© JUNGE FREIHEIT Verlag GmbH & Co.  www.jungefreiheit.de    30/01 20. Juli 2001

 
BLICK NACH OSTEN
Ein kompliziertes Verhältnis
Carl Gustaf Ströhm

Wie halten wir’s mit Rußland? Seit der Wiedervereinigung ist dies die Gretchenfrage der Berliner Außenpolitik – sofern eine solche derzeit überhaupt wahrnehmbar ist. Nicht erst seit gestern sind gegenüber Rußland zwei problematische deutsche Denkschulen zu erkennen. Da sind einmal die gnadenlosen Rußland-Kritiker, die das Unberechenbare, ja sogar Dämonische der russischen (bis 1991 sowjetischen) Politik betonen. Auf der anderen Seite stehen die "Russophilen", die zu Moskau ein geradezu sentimentales Verhältnis unterhalten, die von der weiten "russischen Seele" schwärmen und eine Partnerschaft in allen Lebensbereichen anvisieren.

Während die Rußland-Fresser seit dem Zerfall der Sowjetunion geschwächt sind, befinden sich die "Russophilen" auf dem Vormarsch – und zwar bis tief ins bürgerliche Lager hinein. Deutsche Politikerreden und Leitartikel waren und sind voll "Dankbarkeit" gegenüber Gorbatschow, der den Deutschen die Einheit geschenkt habe – obwohl der letzte Generalsekretär der KPdSU nur die bereits unabwendbaren Tatsachen sanktionierte. Der unpolitische deutsche Michel ergoß sich in Ergebenheitsadressen an einen Mann, der selber immer wieder einen Ausspruch des britischen Viscount Palmerston zu zitieren pflegte: "Staaten haben keine Freunde, sondern Interessen."

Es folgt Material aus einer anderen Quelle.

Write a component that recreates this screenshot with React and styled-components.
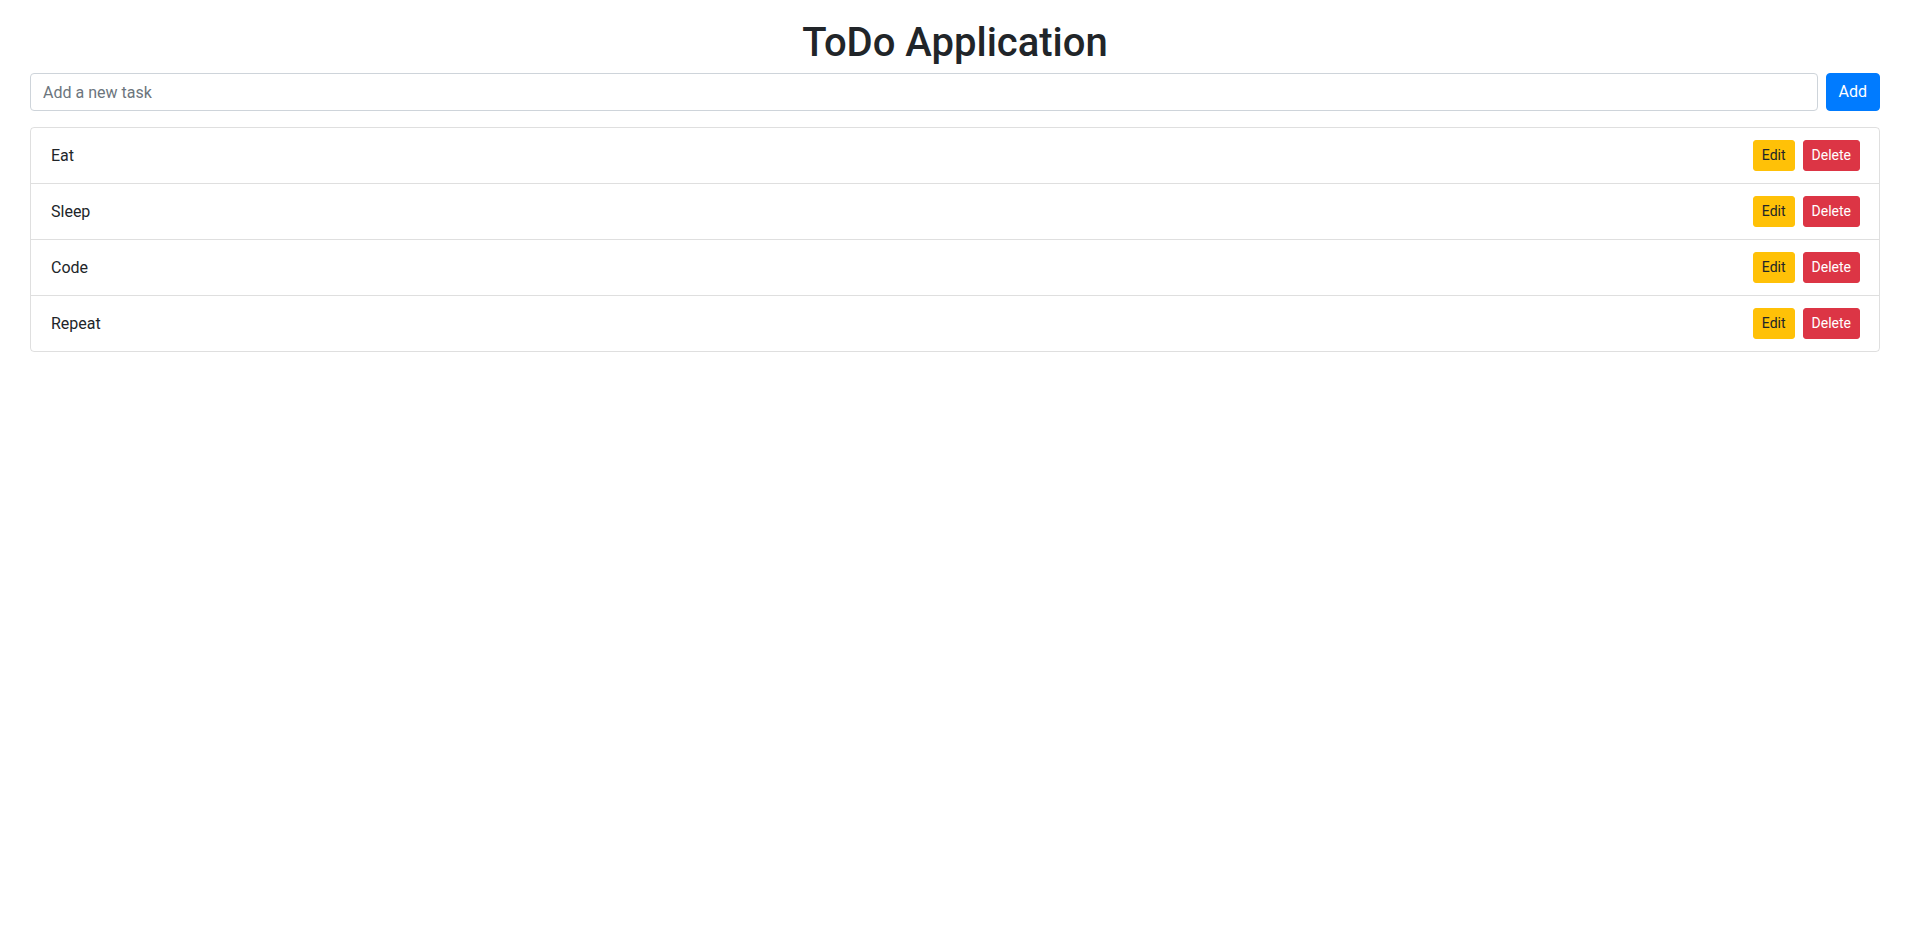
import { useState } from "react";
import styled, { createGlobalStyle } from "styled-components";

const GlobalStyle = createGlobalStyle`
  body {
    margin: 0;
    background: #ffffff;
    color: #212529;
    font-family: Roboto, "Liberation Sans", sans-serif;
    font-size: 16px;
    line-height: 1.5;
  }
  * {
    box-sizing: border-box;
  }
`;

const initialTodos = ["Eat", "Sleep", "Code", "Repeat"];

export default function App() {
  const [todos, setTodos] = useState(initialTodos);
  const [task, setTask] = useState("");

  const onAddHandler = (e) => {
    e.preventDefault();
    if (!task.trim()) return;
    setTodos([...todos, task.trim()]);
    setTask("");
  };

  const onDeleteHandler = (index) => {
    setTodos(todos.filter((_, i) => i !== index));
  };

  return (
    <>
      <GlobalStyle />
      <Page>
        <Title>ToDo Application</Title>
        <AddForm onSubmit={onAddHandler}>
          <TaskInput
            type="text"
            placeholder="Add a new task"
            value={task}
            onChange={(e) => setTask(e.target.value)}
          />
          <Button type="submit" $variant="primary">
            Add
          </Button>
        </AddForm>
        <TodoList>
          {todos.map((todo, index) => (
            <TodoItem key={index}>
              <span>{todo}</span>
              <Actions>
                <Button type="button" $variant="warning" $small>
                  Edit
                </Button>
                <Button
                  type="button"
                  $variant="danger"
                  $small
                  onClick={() => onDeleteHandler(index)}
                >
                  Delete
                </Button>
              </Actions>
            </TodoItem>
          ))}
        </TodoList>
      </Page>
    </>
  );
}

const variants = {
  primary: { bg: "#007bff", color: "#ffffff" },
  warning: { bg: "#ffc107", color: "#212529" },
  danger: { bg: "#dc3545", color: "#ffffff" },
};

const Page = styled.div`
  padding: 19px 35px 0 30px;
`;

const Title = styled.h1`
  margin: 0 0 6px;
  text-align: center;
  font-size: 40px;
  font-weight: 500;
  line-height: 48px;
  color: #212529;
`;

const AddForm = styled.form`
  display: flex;
  gap: 8px;
  margin-bottom: 16px;
`;

const TaskInput = styled.input`
  flex: 1;
  height: 38px;
  padding: 6px 12px;
  font-family: inherit;
  font-size: 16px;
  color: #495057;
  border: 1px solid #ced4da;
  border-radius: 4px;
  outline: none;

  &::placeholder {
    color: #6c757d;
  }
`;

const Button = styled.button`
  font-family: inherit;
  font-size: ${(props) => (props.$small ? "14px" : "16px")};
  line-height: 1.5;
  padding: ${(props) => (props.$small ? "4px 8px" : "6px 12px")};
  border: 1px solid ${(props) => variants[props.$variant].bg};
  border-radius: ${(props) => (props.$small ? "3px" : "4px")};
  background-color: ${(props) => variants[props.$variant].bg};
  color: ${(props) => variants[props.$variant].color};
  cursor: pointer;
`;

const TodoList = styled.ul`
  list-style: none;
  margin: 0;
  padding: 0;
  border: 1px solid rgba(0, 0, 0, 0.125);
  border-radius: 4px;
`;

const TodoItem = styled.li`
  display: flex;
  justify-content: space-between;
  align-items: center;
  height: 55px;
  padding: 0 19px 0 20px;
  color: #212529;

  & + & {
    border-top: 1px solid rgba(0, 0, 0, 0.125);
    height: 56px;
  }
`;

const Actions = styled.div`
  display: flex;
  gap: 8px;
`;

Ins deutsche Rußland-Verhältnis und -Verständnis spielt ein weiterer irrationaler Faktor hinein – der Überdruß an den Amerikanern, von denen die Bundesrepublik in so spürbarer (und manchmal demütigender) Weise abhängig war und ist. Schon um den verhaßten "Amis" eins auszuwischen, nähert man sich gerne einer einstweilen noch chimärenhaften "russischen Option" – nach dem Motto: "Es geschieht meinem Vater ganz recht, daß ich mir die Finger abfriere – warum hat er mir keine Handschuhe gekauft?"

Das Liebäugeln mit der russischen Karte mag sogar sinnvoll sein – solange man sich der Grenzen bewußt ist. Von Generaloberst Hans von Seeckt, der 1920–26 die Reichswehr aufbaute, stammt der Satz: "Wir können uns sehr gut die Finger am russischen Feuer wärmen, solange der polnische Fluß dazwischen ist." Damit hatte der spätere Berater Tschiang Kai-scheks die Möglichkeiten deutsch-russischer Sonderbeziehungen trefflich umschrieben. Rußland ist und bleibt ein wichtiger Nachbar und möglicher Partner für die Deutschen – aber man darf sich niemals in die Abhängigkeit unüberschaubarer russischer Entwicklungen begeben. Und man darf die russische Karte nie wieder auf Kosten Dritter (Polen, Balten) spielen. Das eurasische Riesenreich wird trotz vieler Annäherungen und Gemeinsamkeiten niemals ein Teil des "Abendlandes" sein, zu dem Deutschland gehört. Man kann Rußland in seiner Andersartigkeit achten – aber man sollte es nicht kopieren wollen. Und Wladimir Putin mag sein, was er will – aber ein Mann des Westens ist er noch weniger als seine Vorgänger. Man kann mit ihm Geschäfte machen – aber man sollte sich nicht vereinnahmen lassen.

Dem Verfasser dieser Zeilen ist eine US-Wochenschau von 1945 in Erinnerung: Gezeigt werden deutsche Soldaten, die sich kurz vor Kriegsende auf die Ennsbrücke in der Steiermark zu bewegen, auf deren westlichem Ufer schon die Amerikaner standen. Plötzlich sieht man, wie die Landser zu rennen beginnen: es hatte sich herumgesprochen, daß die "Russen" (Sowjets) sich näherten. Offensichtlich wollte niemand ihnen freiwillig in die Hände fallen. Diese "Abstimmung mit den Füßen" vollzogen Millionen Menschen. Auch das war ein Beitrag zur Ostpolitik.